Support Questions

Find answers, ask questions, and share your expertise
Announcements
Celebrating as our community reaches 100,000 members! Thank you!

Copying the Hive External table from one database to another database.

avatar
Explorer

Hi Guys,

 

I got a request to copy one of the large hive external table that has 72883 partitions from one database to another database.   I am new to the Hive database so I need your help in copying that table.  I have done the following steps so far and not sure about next step. 

 

Do I need to add those 72883 partitions manually or is there another way to add those partitions to the target table.   

 

Your early response is very much appreciated.

 

Steps:

1.  created the external table in new databases with the same definition of the source table,but with different location.  

2.  Copy the CSV files of source table location  to target table location.

 

 

 

Regards

~Suresh D

 

1 ACCEPTED SOLUTION

avatar
Master Mentor

@Uppal 

 

Great if all went well we usually run msck repair table daily once you have loaded a new partition in HDFS location.

Why  you need to run msck Repair table statement every time after each ingestion?

Hive stores a list of partitions for each table in its metastore. If, however, new partitions are directly added to HDFS , the metastore (and hence Hive) will not be aware of these partitions unless the user runs either of below ways to add the newly add partitions.

msck will add metadata about partitions to the Hive metastore for partitions for which such metadata doesn't already exist
If you will find the need remember to do that  else accept the answer and close the thread :


View solution in original post

8 REPLIES 8

avatar
Master Mentor

@Uppal 

 

Best way to duplicate a partitioned table in Hive

  • Create the new target table with the schema from the old table  the describe formatted could help with the SQL
  • Use hadoop fs -cp to copy all the partitions from source to the target table
  • Run MSCK REPAIR TABLE table_name; on the target table

HTH

avatar
Master Mentor

@Uppal 

Any updates on this thread.

avatar
Explorer

Thank you for following up on this.   Followed the below steps to copy the Hive external table successfully.   

 

Steps:

1.  Created the target external table in new databases with the same definition of the source table, but with different location.    Extracted the definition of the source table with "show create table <Hive External  source table>"

2.  Copy the CSV files of source table location  to target table location with "hadoop fs -cp"

3.  Then added the partitions 72,883 partitions with the below Command.  I had to come up with a script for 72,833 partitions though.   

                              "ALTER TABLE <Hive External Target Table> ADD PARTITION <Partition Name>;  

         

Regards

Suresh D

avatar
Master Mentor

@Uppal 

Great that worked out better for you, did you run MSCK REPAIR TABLE table_name; on the target table?

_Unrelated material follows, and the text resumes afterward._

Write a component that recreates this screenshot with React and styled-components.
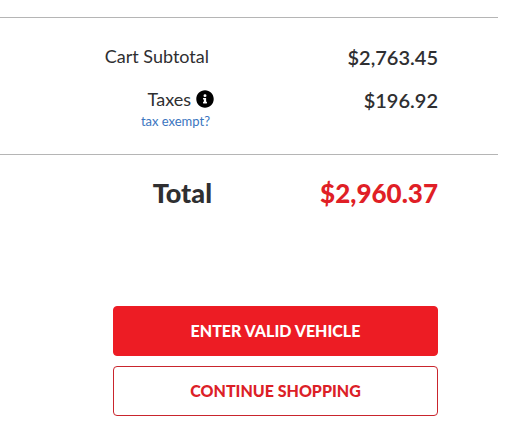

f you found this answer addressed your initial question, please take a moment to login and click "accept" on the answer.  

Happy hadooping

 

avatar
Explorer

Hi Shelton,

 

I have not run  " MSCK REPAIR TABLE table_name; " on the target table .  Not sure if it is needed.  Why we have to run that command.  My target table is working fine without running that command.

 

Regards

~Suresh D

 

avatar
Master Mentor

@Uppal 

 

Great if all went well we usually run msck repair table daily once you have loaded a new partition in HDFS location.

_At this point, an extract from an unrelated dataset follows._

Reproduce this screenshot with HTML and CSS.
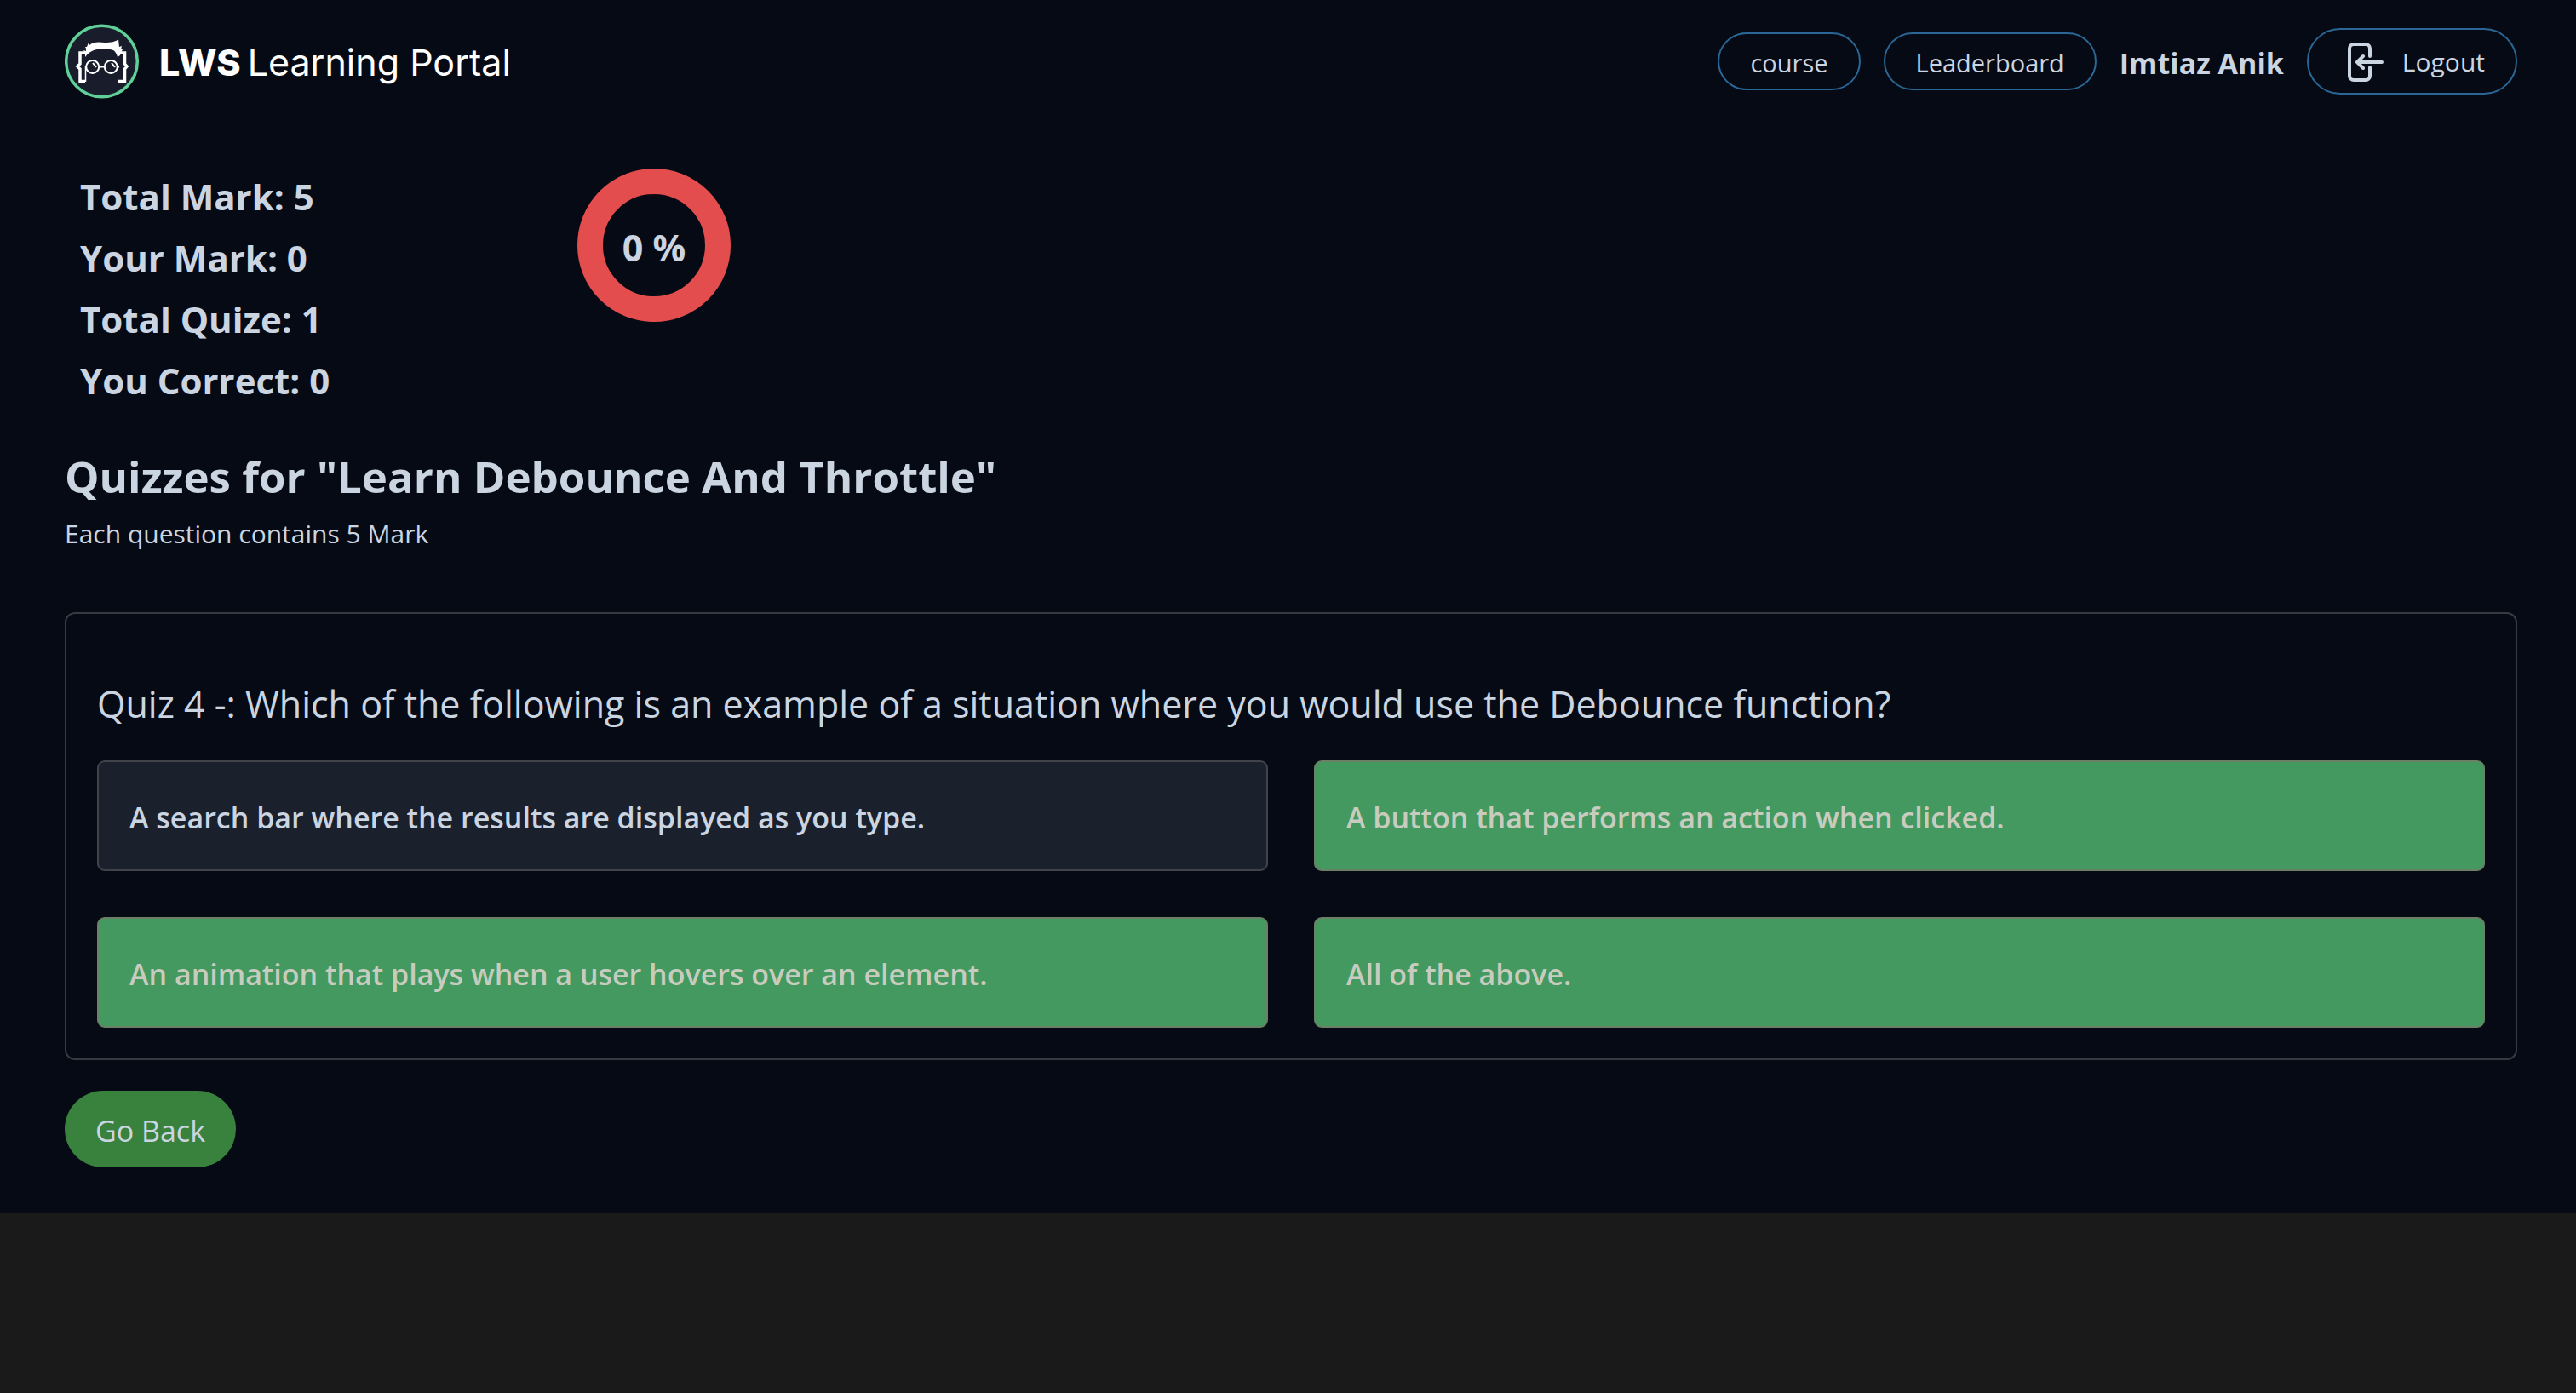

Why  you need to run msck Repair table statement every time after each ingestion?

Hive stores a list of partitions for each table in its metastore. If, however, new partitions are directly added to HDFS , the metastore (and hence Hive) will not be aware of these partitions unless the user runs either of below ways to add the newly add partitions.

msck will add metadata about partitions to the Hive metastore for partitions for which such metadata doesn't already exist
If you will find the need remember to do that  else accept the answer and close the thread :


avatar
Explorer

Thank you Shelton for sharing.  I do not know about it.   I will run this command instead of adding the partitions with alter table command next time.  

 

Thank you again.

Suresh D

 

avatar
Explorer

Hi Shelton,

 

I did find a note to add the partitions in another way.   Are you aware of it?   if so, do you see any issues with it.  

 

Regards

~Suresh D

 

https://docs.cloudera.com/HDPDocuments/HDP3/HDP-3.1.4/using-hiveql/content/hive-automate-msck.html

Automate partition discovery and repair

Hive automatically and periodically discovers discrepancies in partition metadata in the Hive metastore and corresponding directories on the file system, and then performs synchronization. Automating this operation for log data or data in Spark and Hive catalogs is especially helpful.

The discover.partitions table property enables and disables synchronization of the file system with partitions. In external partitioned tables, this property is enabled (true) by default when you create the table using Hive in HDP 3.1.4 and later. To a legacy external table (created using an earlier version of Hive), add discover.partitions to the table properties to enable partition discovery. By default, the discovery and synchronization of partitions occurs every 5 minutes, but you can configure the frequency as shown in this task.

  1. Assuming you have an external table created using a version of Hive that does not support partition discovery, enable partition discovery for the table.
    ALTER TABLE exttbl SET TBLPROPERTIES ('discover.partitions' = 'true');
  2. Set synchronization of partitions to occur every 10 minutes expressed in seconds: In Ambari > Hive > Configs, set metastore.partition.management.task.frequency to 600.